かながわ音楽コンクールのピアノ部門・ユースピアノ部門で2冠を達成した 山縣 美季さん 植木在住 17歳
「大人の表現力」で掴んだ頂点
○…今月行われた、かながわ音楽コンクールのピアノ部門で高校生として初の頂点に立った。先月のユース部門でもトップの県知事賞を受賞し、同大会初の2冠を達成。「本選に残れただけでも嬉しかったので驚きました」と振り返る。同大会には10年前から出場してきた常連だけあって、自身も周囲も「ついに」という思いがあるという。
○…今回演奏した曲の中で、特に思い入れが強いのがフランクの前奏曲『コラールとフーガ』だ。コンクールでは、高難度の曲を演奏し、技術をアピールする参加者も多いなか、あえて高い表現力が必要な「大人な曲」で、大学生など「格上」も多い部門に挑んだ。「自分が本当に弾きたかった曲で良い評価をいただけて嬉しい」とはにかむ。

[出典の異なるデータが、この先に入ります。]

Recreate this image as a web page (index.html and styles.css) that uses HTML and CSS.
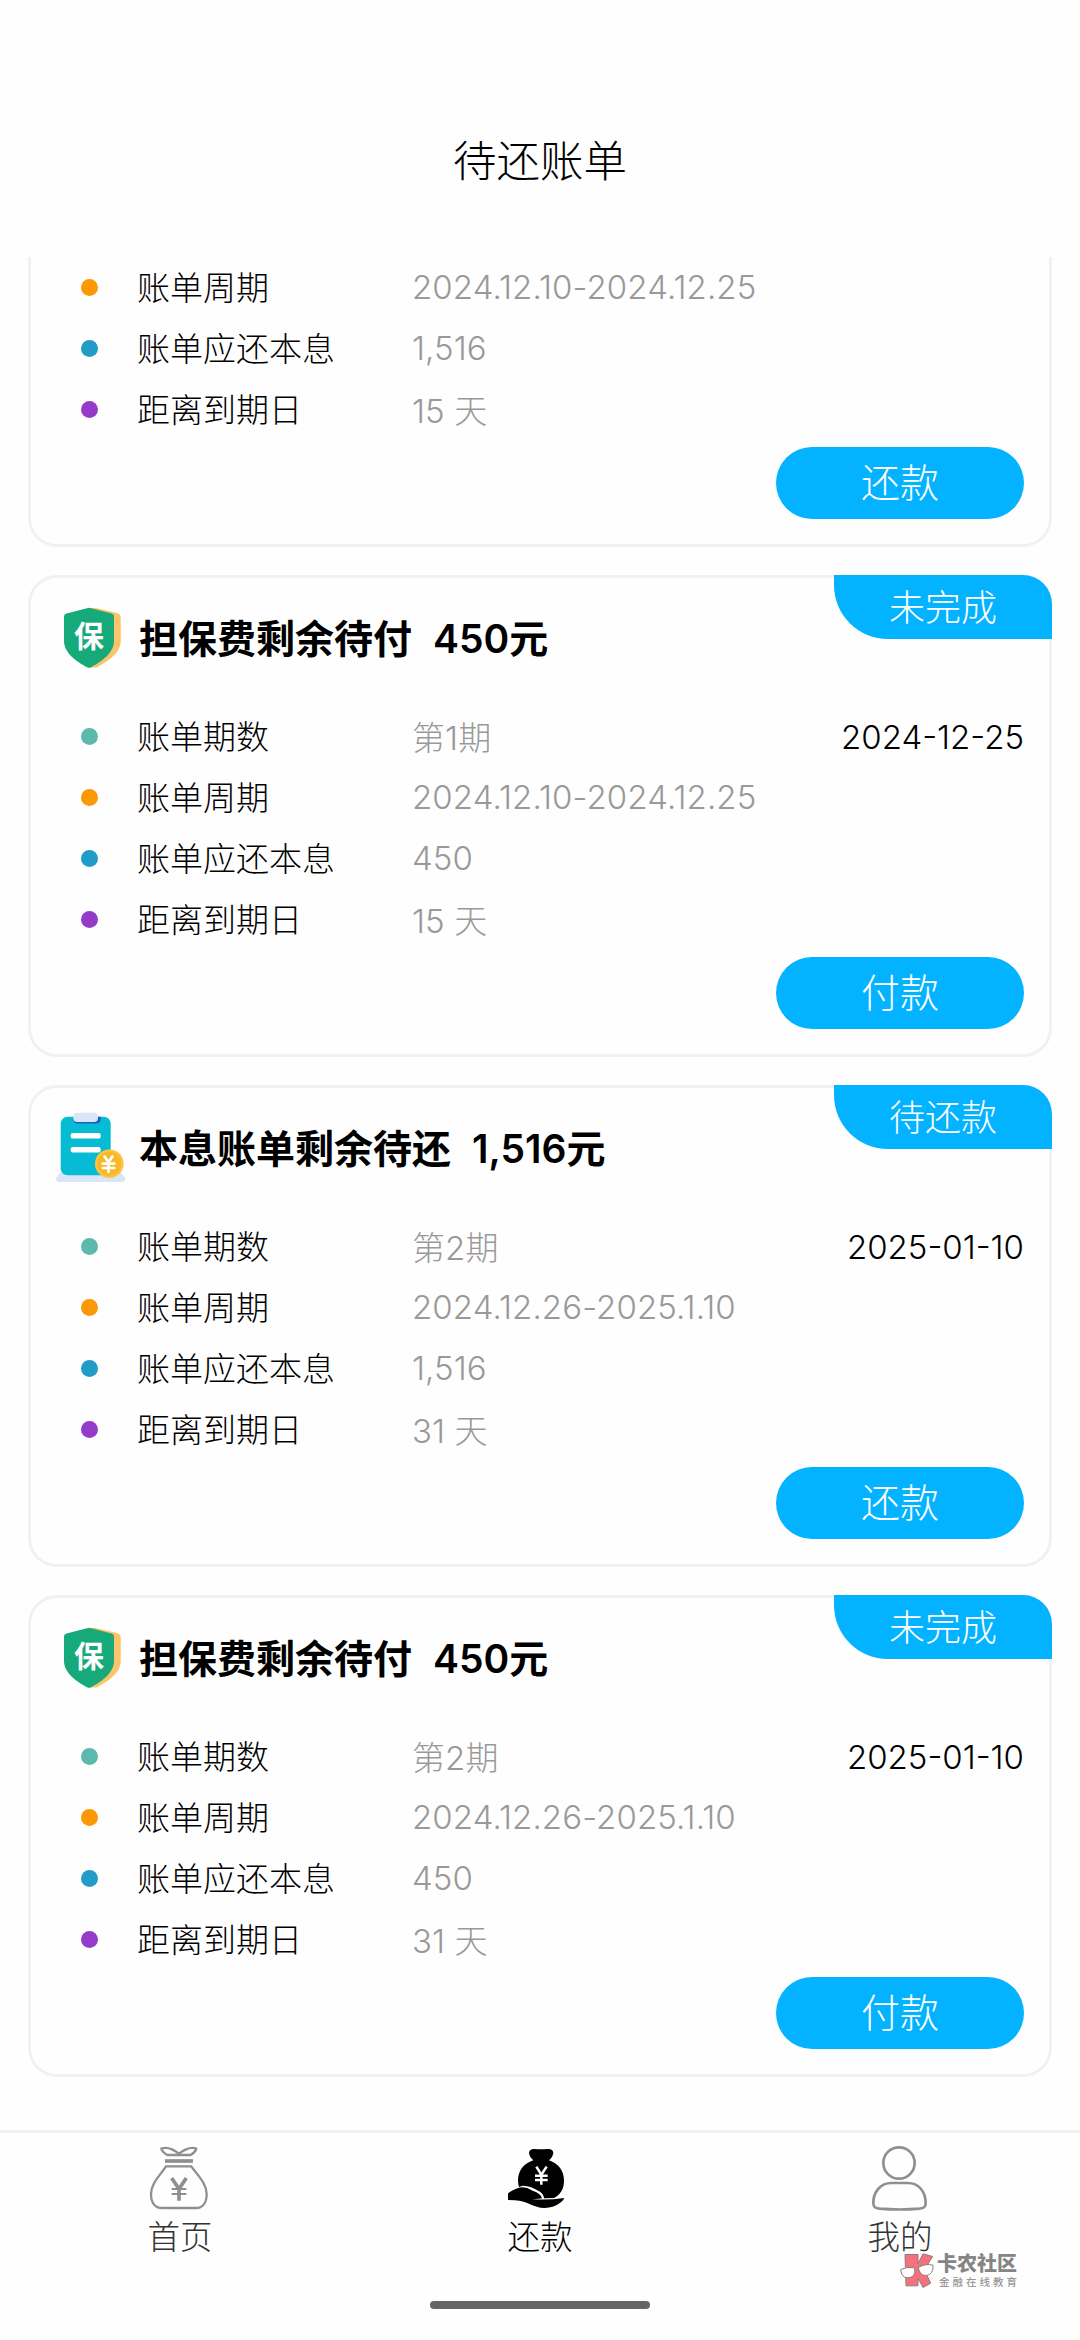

○…いわゆる音楽一家ではなかったが、5歳の時、幼稚園の教室で演奏の楽しさを知った。7歳で今も通う教室へ移るとメキメキと上達し、コンクールにも挑戦するようになった。現在は東京藝術大学音楽学部附属音楽高校の3年生。「あの指揮者がね、なんて専門的なことを友達と気軽に話せるのは楽しいし、大学の先生にも毎週見てもらえる」と充実した様子。「家族は『音楽だけじゃなくてもいいよ。やりたいようにしなさい』と私の意思を尊重してくれる。良い環境で幸せだなぁって思います」
○…今回を含め、これまでの賞金は海外に留学したいという目標のために貯金している。10月には、上位入賞者と神奈川フィルハーモニー管弦楽団によるトップコンサートを控える。「同じ門下の先輩も出演していたこともあって、小さい頃からの憧れだった。やっと夢が叶った」。演奏したいのはラフマニノフのピアノ協奏曲第2番。晴れの舞台のため、今日も鍵盤に向かう。